Ну не понравилась ей чем-то собачка – кинь издалека камнем…
Судья Бао не любил подобных дел. Он раскрывал их, как и все остальные – но не любил. Если с обычными убийствами, кражами, ограблениями и подлогами с самого начала было ясно, где и кого искать, то в делах такого сорта никогда нельзя было знать заранее: что выплывет на сей раз, кому ты наступишь на мозоль, и кому в итоге придется хуже – преступнику или излишне ретивому выездному следователю?
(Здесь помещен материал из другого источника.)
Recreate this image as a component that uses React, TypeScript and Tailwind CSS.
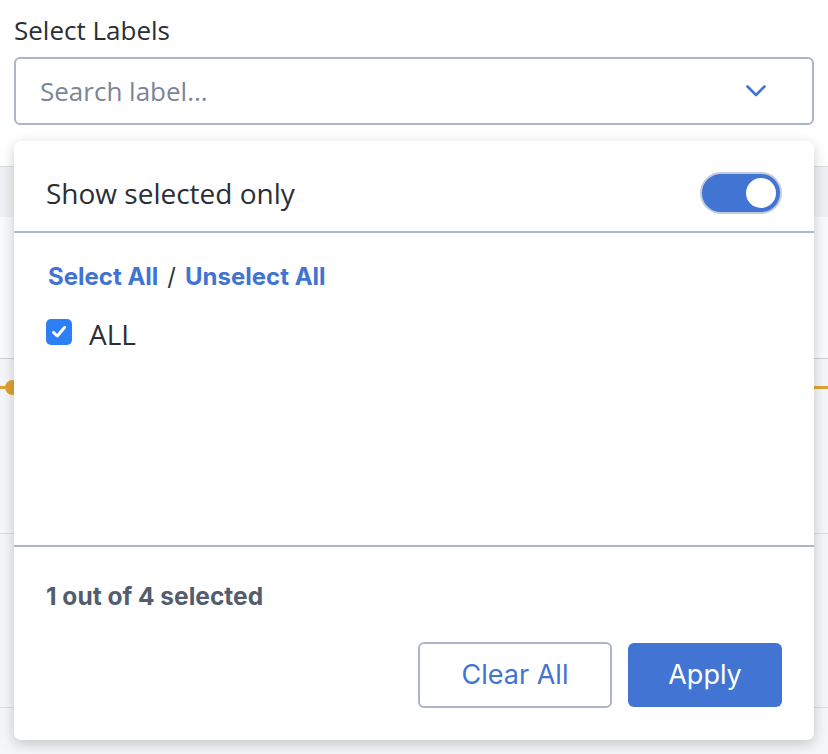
import React from "react";

const openSans = { fontFamily: '"Open Sans", "Liberation Sans", sans-serif' };
const inter = { fontFamily: 'Inter, "Liberation Sans", sans-serif' };

export default function App() {
  return (
    <div className="relative w-[828px] h-[754px] bg-white overflow-hidden">
      {/* Top field */}
      <div className="px-[14px] pt-[12px]">
        <div className="h-[36px] leading-[36px] text-[26px] text-[#2b2f36]" style={openSans}>
          Select Labels
        </div>
        <div className="mt-[9px] h-[68px] border-2 border-[#abb6c8] rounded-[6px] flex items-center pl-[24px] pr-[46px]">
          <div className="flex-1 leading-[64px] text-[26px] text-[#7b8597]" style={openSans}>
            Search label...
          </div>
          <svg width="20" height="14" viewBox="0 0 20 14" fill="none">
            <polyline points="1.5,2.5 10,11 18.5,2.5" stroke="#3f74d3" strokeWidth="2.6" strokeLinecap="round" strokeLinejoin="round" />
          </svg>
        </div>
      </div>

      {/* Page content behind popup */}
      <div className="mt-[41px] border-t border-[#d9dce2]">
        <div className="h-[50px] bg-[#f0f1f4]" />
        <div className="h-[142px] bg-[#f9fafb] border-b border-[#cdd0d6]" />
        <div className="bg-[#f5f6f8] h-[400px] flex flex-col">
          <div className="mt-[27px] relative h-[3px] bg-[#e0a234]">
            <div className="absolute left-[5px] top-[-6px] w-[15px] h-[15px] rounded-full bg-[#e0a234]" />
          </div>
          <div className="mt-[144px] h-px bg-[#dcdee3]" />
          <div className="mt-[173px] h-px bg-[#dcdee3]" />
        </div>
      </div>

      {/* Popup */}
      <div className="absolute left-[14px] top-[141px] w-[800px] h-[599px] bg-white rounded-[7px] shadow-[0_4px_14px_rgba(0,0,0,0.2)] flex flex-col">
        <div className="h-[92px] border-b-2 border-[#abb6c8] px-[32px] pt-[31px]">
          <div className="h-[42px] flex items-start justify-between">
            <span className="text-[28px] leading-[42px] text-[#2b2f36]" style={openSans}>
              Show selected only
            </span>
            <div className="w-[82px] h-[42px] rounded-full bg-[#4174d3] border-2 border-[#c3cadb] flex items-center justify-end pr-[4px]">
              <div className="w-[30px] h-[30px] rounded-full bg-white" />
            </div>
          </div>
        </div>

        <div className="h-[314px] border-b-2 border-[#abb6c8] px-[32px] pt-[30px]">
          <div className="h-[28px] leading-[28px] text-[24px] pl-[2px]" style={inter}>
            <span className="font-bold text-[#3f74d3]">Select All</span>
            <span className="text-[#2d3440] mx-[9px]">/</span>
            <span className="font-bold text-[#3f74d3]">Unselect All</span>
          </div>
          <div className="mt-[28px] flex items-start gap-[17px]">
            <div className="w-[26px] h-[26px] rounded-[5px] bg-[#2d7ff6] flex items-center justify-center">
              <svg width="18" height="18" viewBox="0 0 18 18" fill="none">
                <polyline points="3.5,9.5 7.3,13 14.5,4.5" stroke="white" strokeWidth="3" strokeLinecap="round" strokeLinejoin="round" />
              </svg>
            </div>
            <span className="text-[28px] leading-[31px] text-[#2b2f36]" style={openSans}>
              ALL
            </span>
          </div>
        </div>

        <div className="flex-1 px-[32px] pt-[35px]">
          <div className="h-[29px] leading-[29px] text-[24.5px] font-bold text-[#535d6d]" style={inter}>
            1 out of 4 selected
          </div>
          <div className="mt-[31px] flex justify-end items-center gap-[16px]">
            <button className="w-[194px] h-[66px] border-2 border-[#abb6c8] rounded-[6px] bg-white text-[27px] text-[#3f74d3]" style={inter}>
              Clear All
            </button>
            <button className="w-[154px] h-[64px] rounded-[6px] bg-[#4174d3] text-[27px] text-white" style={inter}>
              Apply
            </button>
          </div>
        </div>
      </div>
    </div>
  );
}
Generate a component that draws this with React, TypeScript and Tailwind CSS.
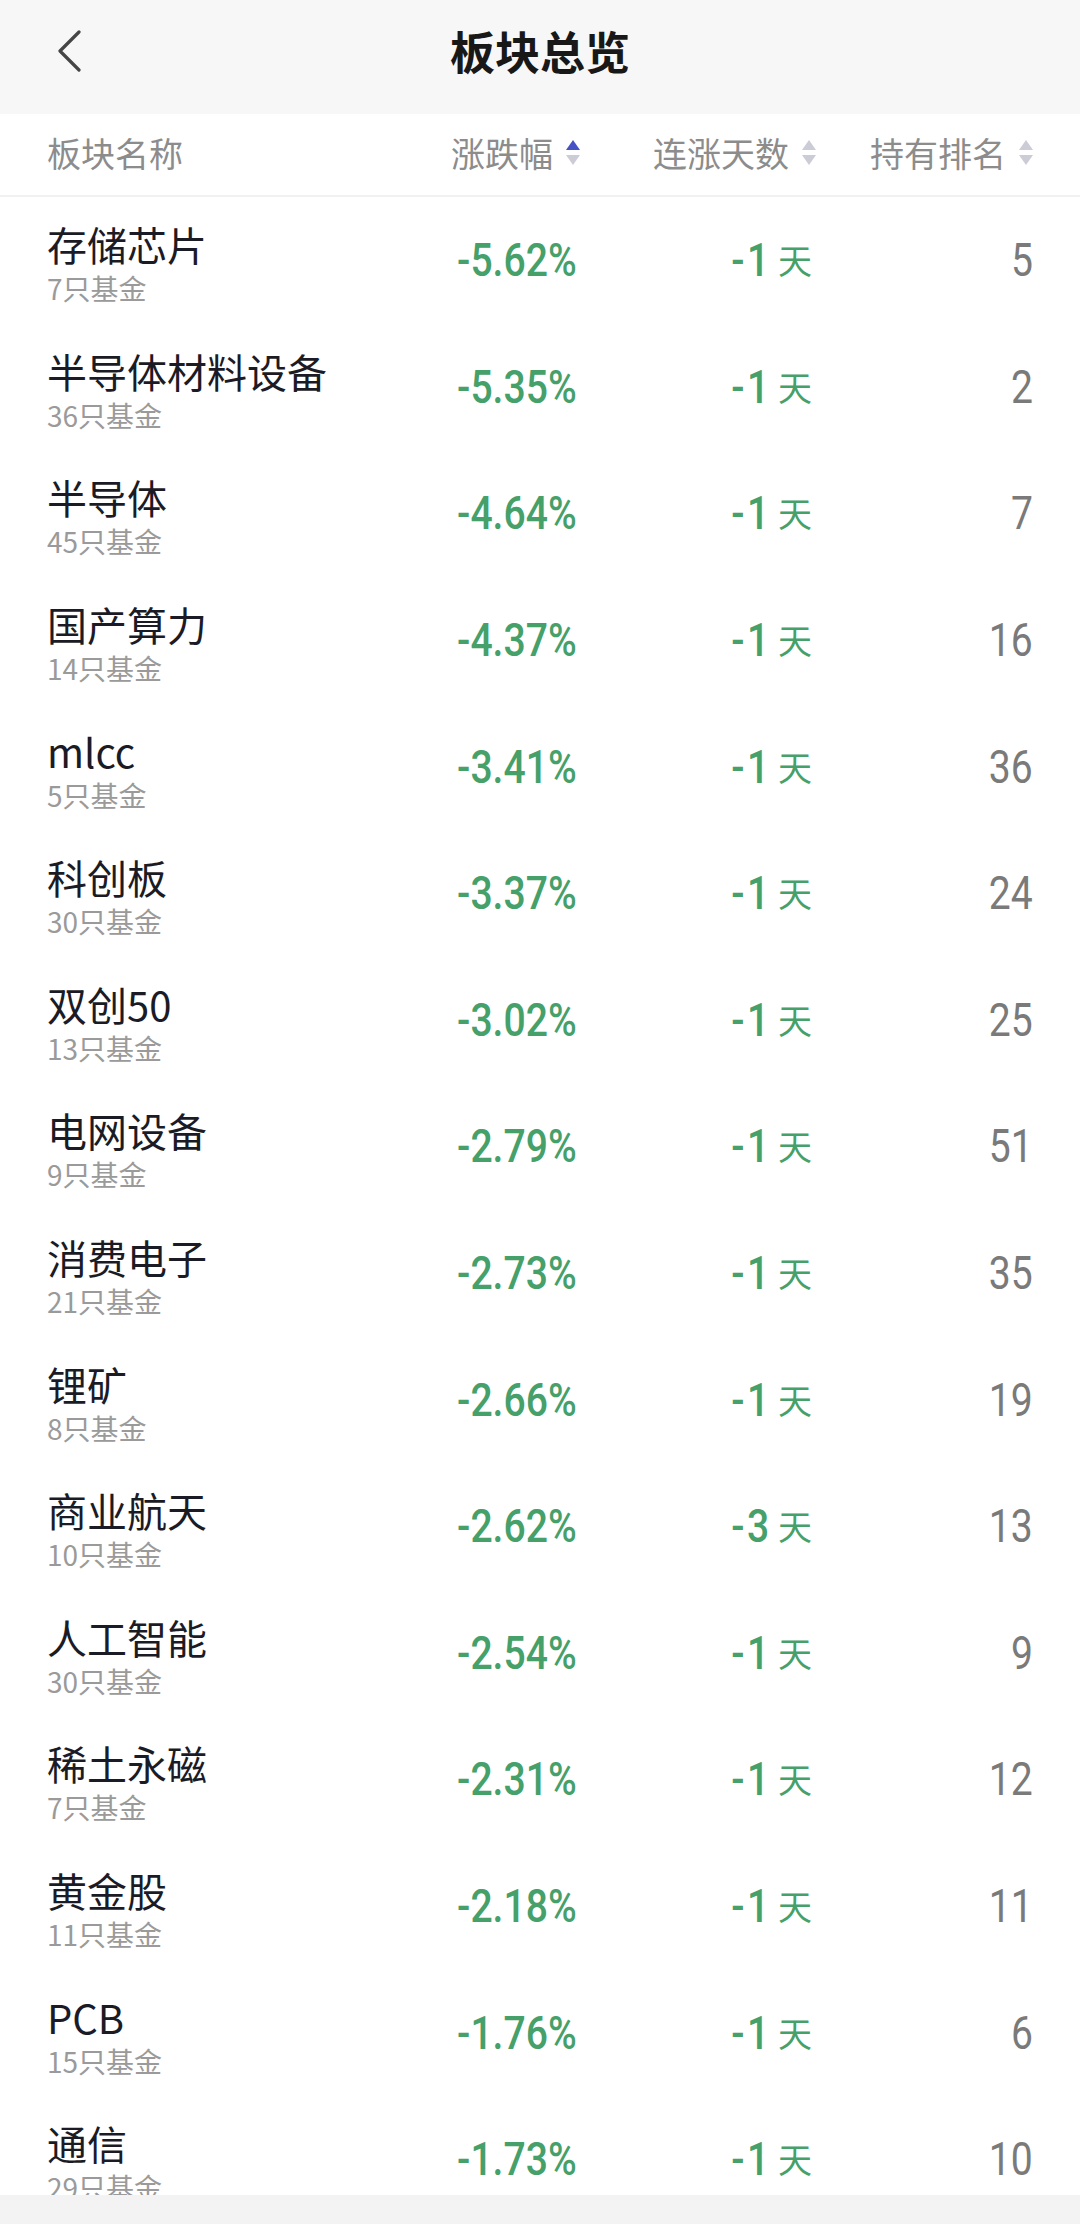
type Sector = {
  name: string
  funds: number
  change: string
  streak: number
  rank: number
}

const sectors: Sector[] = [
  { name: "存储芯片", funds: 7, change: "-5.62%", streak: -1, rank: 5 },
  { name: "半导体材料设备", funds: 36, change: "-5.35%", streak: -1, rank: 2 },
  { name: "半导体", funds: 45, change: "-4.64%", streak: -1, rank: 7 },
  { name: "国产算力", funds: 14, change: "-4.37%", streak: -1, rank: 16 },
  { name: "mlcc", funds: 5, change: "-3.41%", streak: -1, rank: 36 },
  { name: "科创板", funds: 30, change: "-3.37%", streak: -1, rank: 24 },
  { name: "双创50", funds: 13, change: "-3.02%", streak: -1, rank: 25 },
  { name: "电网设备", funds: 9, change: "-2.79%", streak: -1, rank: 51 },
  { name: "消费电子", funds: 21, change: "-2.73%", streak: -1, rank: 35 },
  { name: "锂矿", funds: 8, change: "-2.66%", streak: -1, rank: 19 },
  { name: "商业航天", funds: 10, change: "-2.62%", streak: -3, rank: 13 },
  { name: "人工智能", funds: 30, change: "-2.54%", streak: -1, rank: 9 },
  { name: "稀土永磁", funds: 7, change: "-2.31%", streak: -1, rank: 12 },
  { name: "黄金股", funds: 11, change: "-2.18%", streak: -1, rank: 11 },
  { name: "PCB", funds: 15, change: "-1.76%", streak: -1, rank: 6 },
  { name: "通信", funds: 29, change: "-1.73%", streak: -1, rank: 10 },
]

const cjk = "font-['Noto_Sans_CJK_SC','Noto_Sans',sans-serif]"
const num = "font-['Roboto','Liberation_Sans',sans-serif]"

function SortArrows({ active }: { active?: "up" | "down" }) {
  return (
    <span className="flex flex-col gap-[5px] ml-[13px]">
      <svg width="14" height="10" viewBox="0 0 14 10">
        <path d="M7 0 L14 10 L0 10 Z" fill={active === "up" ? "#4452c6" : "#cbccd6"} />
      </svg>
      <svg width="14" height="10" viewBox="0 0 14 10">
        <path d="M0 0 L14 0 L7 10 Z" fill={active === "down" ? "#4452c6" : "#cbccd6"} />
      </svg>
    </span>
  )
}

function Row({ s }: { s: Sector }) {
  return (
    <div className="grid grid-cols-[1fr_236px_236px_217px] items-center h-[126.6px] shrink-0 px-[47px]">
      <div className={`flex flex-col pt-[10px] ${cjk}`}>
        <span className="text-[40px] leading-[46px] text-[#1b1b26] whitespace-nowrap">{s.name}</span>
        <span className="text-[28px] leading-[42px] text-[#9a9a9a]">{s.funds}只基金</span>
      </div>
      <div className="flex justify-end pr-[3px]">
        <span className={`inline-block origin-right scale-x-[0.85] text-[46px] font-medium leading-none text-[#45a06a] ${num}`}>
          {s.change}
        </span>
      </div>
      <div className="flex justify-end items-center pr-[4px] text-[#45a06a]">
        <span className={`inline-block origin-right scale-x-[0.85] text-[46px] font-medium leading-none tracking-[3px] ${num}`}>
          {s.streak}
        </span>
        <span className={`text-[34px] leading-none ml-[6px] ${cjk}`}>天</span>
      </div>
      <div className="flex justify-end">
        <span className={`inline-block origin-right scale-x-[0.85] text-[46px] leading-none text-[#7a7a7a] ${num}`}>
          {s.rank}
        </span>
      </div>
    </div>
  )
}

export default function App() {
  return (
    <div className={`w-[1080px] h-[2224px] flex flex-col bg-white overflow-hidden ${cjk}`}>
      {/* Top bar */}
      <header className="h-[114px] shrink-0 bg-[#f7f7f7] flex items-center justify-center relative">
        <svg className="absolute left-[56px] top-[30px]" width="26" height="42" viewBox="0 0 26 42">
          <path d="M23 2 L4 21 L23 40" fill="none" stroke="#454545" strokeWidth="3.2" strokeLinecap="round" strokeLinejoin="round" />
        </svg>
        <h1 className="text-[45px] font-semibold text-[#181818] -mt-[12px]">板块总览</h1>
      </header>

      {/* Column titles */}
      <div className="h-[83px] shrink-0 grid grid-cols-[1fr_236px_236px_217px] items-center px-[47px] pb-[5px] border-b-2 border-[#f1f1f1] text-[34px] text-[#8c8c8c]">
        <span>板块名称</span>
        <span className="flex items-center justify-end">
          涨跌幅
          <SortArrows active="up" />
        </span>
        <span className="flex items-center justify-end">
          连涨天数
          <SortArrows />
        </span>
        <span className="flex items-center justify-end">
          持有排名
          <SortArrows />
        </span>
      </div>

      {/* Sector list */}
      <div className="flex-1 flex flex-col overflow-hidden">
        {sectors.map((s) => (
          <Row key={s.name} s={s} />
        ))}
      </div>

      {/* Navigation bar */}
      <div className="h-[29px] shrink-0 bg-[#f3f3f3]" />
    </div>
  )
}
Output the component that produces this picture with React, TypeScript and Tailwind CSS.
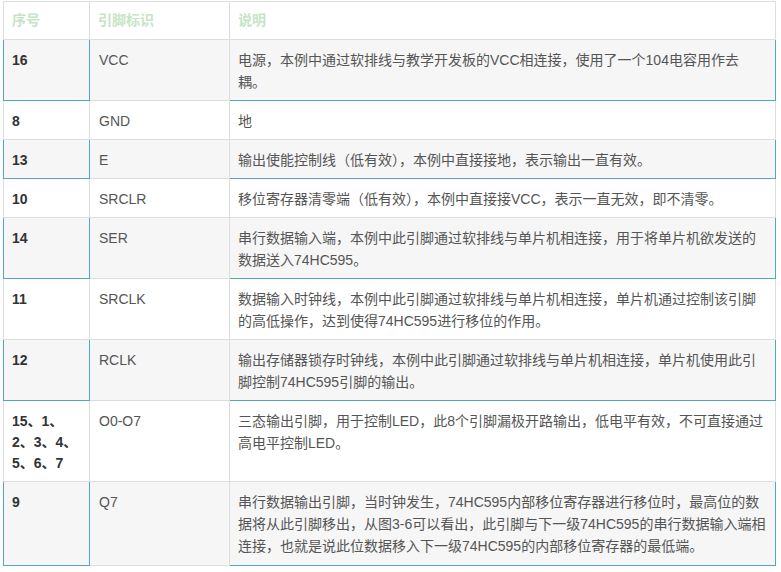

Разумеется, в результате освидетельствования трупа Восьмой Тетушки выяснилось и было записано, что умерла злоумышленница в результате перерезания горла, совершенного ею же; а также что при жизни никакими специальными воинскими упражнениями, кроме стирки и тому подобных домашних работ, жена красильщика Мао не занималась. Это подтверждалось показаниями опасавшейся пыток и потому разговорчивой родни, твердившей в один голос, что о кулачном бое Восьмая Тетушка имела весьма смутное понятие, если не считать периодических поколачиваний пьяного муженька. Опять же – сорок с лишним лет тихой, незаметной жизни, у всех на виду: муж, дети, работа по дому, пересуды с соседками…
Нет, не могла такая женщина – даже ради самой отвратительной на свете собачки! – за несколько минут уложить около двух десятков отборных стражников из личной охраны Чжоу-вана, включая телохранителей и тайвэя!
Тем не менее, факт был налицо.
Судья Бао еще некоторое время постоял над телом умершей и уже собрался уходить, когда взгляд его случайно скользнул по лежавшей ладонью вверх руке покойной. На предплечье уже начали проступать синеватые трупные пятна, и в этом не было ничего удивительного – но форма этих пятен была какой-то странной, что-то она напоминала судье, что-то очень знакомое…
Судья Бао нагнулся, вглядываясь повнимательнее – и вдруг резко схватил вторую холодную руку покойной, переворачивая и ее ладонью вверх.